The primary cast of Star Trek: The Original Series (1966-1969)
Moreover, while Beyond may still not be making any bold, consistent statements about humanity, it also does not feel the need to be as self-referential and expositional as the first two reboot installments. No longer is this the franchise that rains Easter Eggs from the heavens. Lin understands that the movie doesn’t need to constantly reference Star Trek to feel like Star Trek. Instead, Beyond draws on the classic Trek thematic preoccupations, relying on subtle references without getting bogged down in over-clarifying. Legendary Leonard Nimoy only appears twice in image form, and his second appearance (especially poignant for reasons that will become clear on viewing) feels heavier than most of the rest of the film combined. This isn’t just thanks to Zachary Quinto’s affection for his real-life friend; it’s a stripped down moment of silence for every fan who loved the original crew. With Yelchin as well, the film makes no attempt to blatantly increase his role to honor his death (though the actor was talented enough to deserve far more screentime). But every scene in which he bounces his accent off anyone who will hear him becomes tinged with grief for those who loved him.
Poster for Star Trek: The Original Series (1966-1969)

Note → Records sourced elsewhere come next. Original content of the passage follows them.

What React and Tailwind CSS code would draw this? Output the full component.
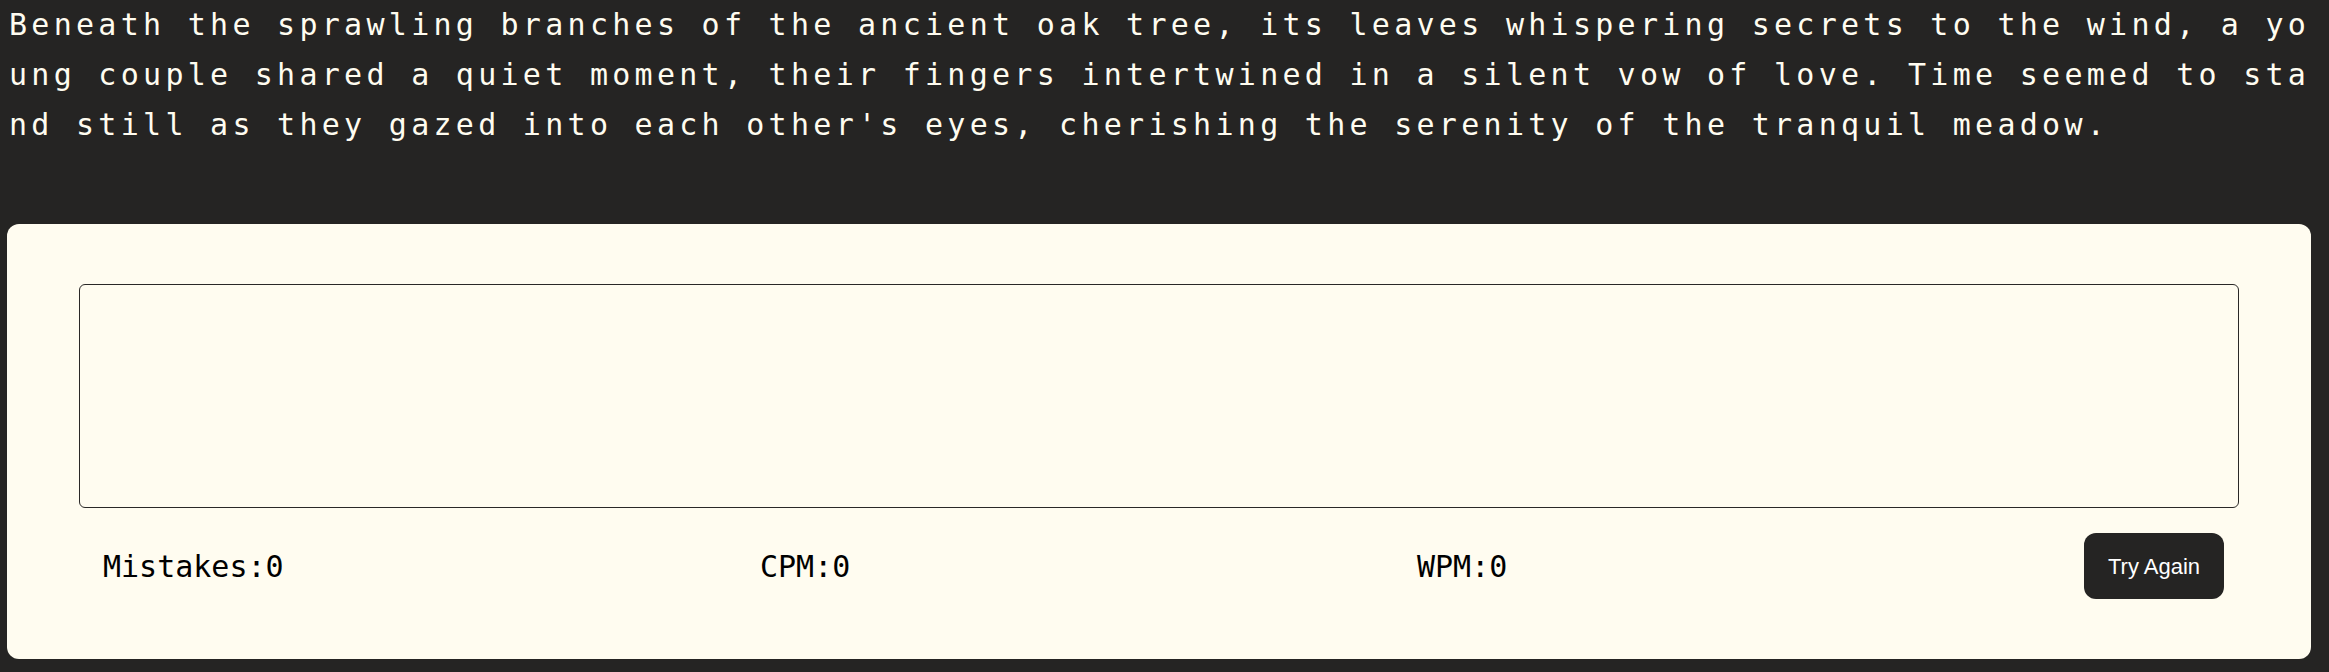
export default function App() {
  const text =
    "Beneath the sprawling branches of the ancient oak tree, its leaves whispering secrets to the wind, a young couple shared a quiet moment, their fingers intertwined in a silent vow of love. Time seemed to stand still as they gazed into each other's eyes, cherishing the serenity of the tranquil meadow."

  return (
    <div className="min-h-screen w-full bg-[#252423] pl-[7px] font-['DejaVu_Sans_Mono',monospace]">
      {/* Passage to type */}
      <p className="w-[2304px] pl-[2px] text-[30px] leading-[50px] tracking-[4.28px] text-[#fffcf0] break-all">
        {text}
      </p>

      {/* Typing card */}
      <div className="mt-[74px] w-[2304px] rounded-xl bg-[#fffcf0] px-[72px] pt-[60px] pb-[60px]">
        <textarea className="block h-[224px] w-full resize-none rounded-md border border-[#2a2827] bg-transparent outline-none" />

        <div className="mt-[25px] flex items-center pl-[24px] pr-[15px] text-[30px] text-black">
          <div className="w-[657px]">Mistakes:0</div>
          <div className="w-[657px]">CPM:0</div>
          <div className="w-[657px]">WPM:0</div>
          <button className="ml-auto flex h-[66px] w-[140px] items-center justify-center rounded-xl bg-[#252423] font-['Liberation_Sans',Arial,sans-serif] text-[22px] text-white">
            Try Again
          </button>
        </div>
      </div>
    </div>
  )
}
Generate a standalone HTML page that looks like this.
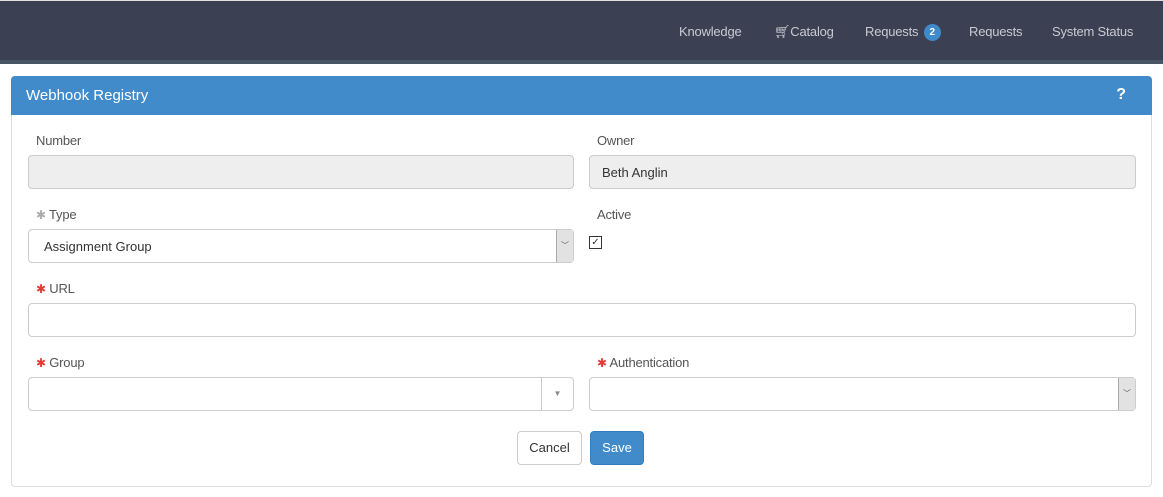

As much as fans want a blockbuster movie of ideas, Star Trek’s philosophical pursuits were always best served by television. Star Trek Beyond even seems to be teeing up next year’s TV series reboot headed by Bryan Fuller through moments like the “episodic” reference and its return to the self-contained, lower-stakes mission style — choices that prime us for the introspective, open-ended episode structure of TV. Perhaps Beyond’s balance of blockbuster meets exploration serves as an appropriate, moderate intro to classic Trek that will bring new audiences in for the ride. Given what we’ve seen, it’s a ride worth staying on.